For instrument flying, cross-country planning, and performance-critical operations, pilots should also review aircraft performance data, POH limitations, en route weather, fuel reserves, and applicable regulations. Digital avionics and GPS often provide real-time groundspeed after takeoff, but responsible preflight planning should never rely solely on in-flight updates.
Who should use an airspeed to ground speed calculator?
This tool is valuable for private pilots, student pilots, flight instructors, drone operators, dispatch personnel, and aviation students. It is also helpful for anyone preparing lesson plans or writing about aviation weather and performance. Because the relationship between airspeed and groundspeed is foundational, understanding this calculation improves both aeronautical decision making and confidence during navigation exercises.

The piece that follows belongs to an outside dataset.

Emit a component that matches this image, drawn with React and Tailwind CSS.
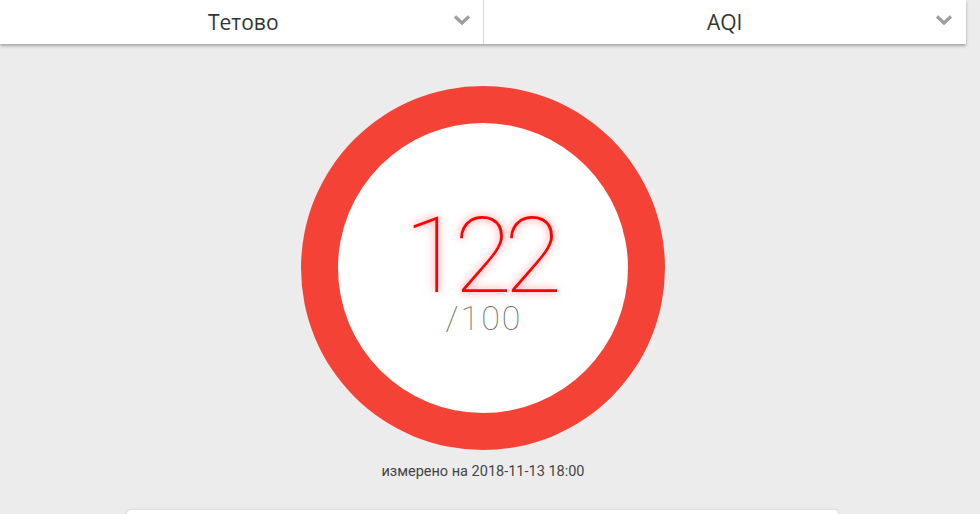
import React from "react";

function Chevron() {
  return (
    <svg width="18" height="12" viewBox="0 0 18 12" className="shrink-0">
      <path d="M2 2.5 L9 9 L16 2.5" fill="none" stroke="#9e9e9e" strokeWidth="3.2" strokeLinecap="butt" />
    </svg>
  );
}

export default function App() {
  return (
    <div className="w-[980px] h-[514px] overflow-hidden bg-[#ececec] relative" style={{ fontFamily: "'Open Sans', sans-serif" }}>
      <div className="flex w-[966px] h-[44px] bg-white shadow-[0_2px_3px_rgba(0,0,0,0.3)] relative z-10">
        <div className="flex-1 flex items-center relative border-r border-[#d6d6d6]">
          <span className="flex-1 text-center text-[21px] text-[#333] leading-none pl-[4px]">Тетово</span>
          <div className="absolute right-[12px] top-[14px]"><Chevron /></div>
        </div>
        <div className="flex-1 flex items-center relative">
          <span className="flex-1 text-center text-[21px] text-[#333] leading-none">AQI</span>
          <div className="absolute right-[13px] top-[14px]"><Chevron /></div>
        </div>
      </div>
      <div className="flex flex-col items-center pt-[42px]">
        <div className="ml-[-14px] w-[364px] h-[364px] rounded-full bg-[#f44336] flex items-center justify-center">
          <div className="w-[290px] h-[290px] rounded-full bg-white flex flex-col items-center justify-center pt-[12px]">
            <div
              className="text-[#ff0000] text-[106px] leading-[80px] font-thin tracking-[-8px] pr-[8px]"
              style={{ fontFamily: "Roboto, sans-serif", textShadow: "0 0 8px rgba(255,0,0,0.55)" }}
            >
              122
            </div>
            <div className="text-[#666] text-[34px] leading-[28px] font-thin mt-[8px] tracking-[2px] pl-[2px]" style={{ fontFamily: "Roboto, sans-serif" }}>
              /100
            </div>
          </div>
        </div>
        <div className="ml-[-14px] mt-[11px] text-[14.5px] text-[#444]" style={{ fontFamily: "Roboto, sans-serif" }}>
          измерено на 2018-11-13 18:00
        </div>
      </div>
      <div className="absolute left-[127px] top-[510px] w-[711px] h-[40px] bg-white rounded-[4px] shadow-[0_0_3px_rgba(0,0,0,0.15)]" />
    </div>
  );
}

Authoritative aviation references
For official and educational references on weather, flight planning, and aviation performance, review these trusted resources:
- Federal Aviation Administration (FAA)
- NOAA National Weather Service Aviation Weather Center resources
- MIT educational aerodynamics material
Final takeaway
An airspeed to ground speed calculator turns a basic performance number into a practical flight-planning answer. By combining airspeed with wind conditions, you can estimate actual route progress, improve ETA accuracy, and make more informed fuel and timing decisions. Whether you are planning a short training flight or a longer cross-country leg, understanding the effect of headwind, tailwind, and crosswind is an essential aviation skill. Use this calculator as a fast first-pass estimate, then pair it with official weather briefings, aircraft performance data, and sound judgment for safe and efficient operations.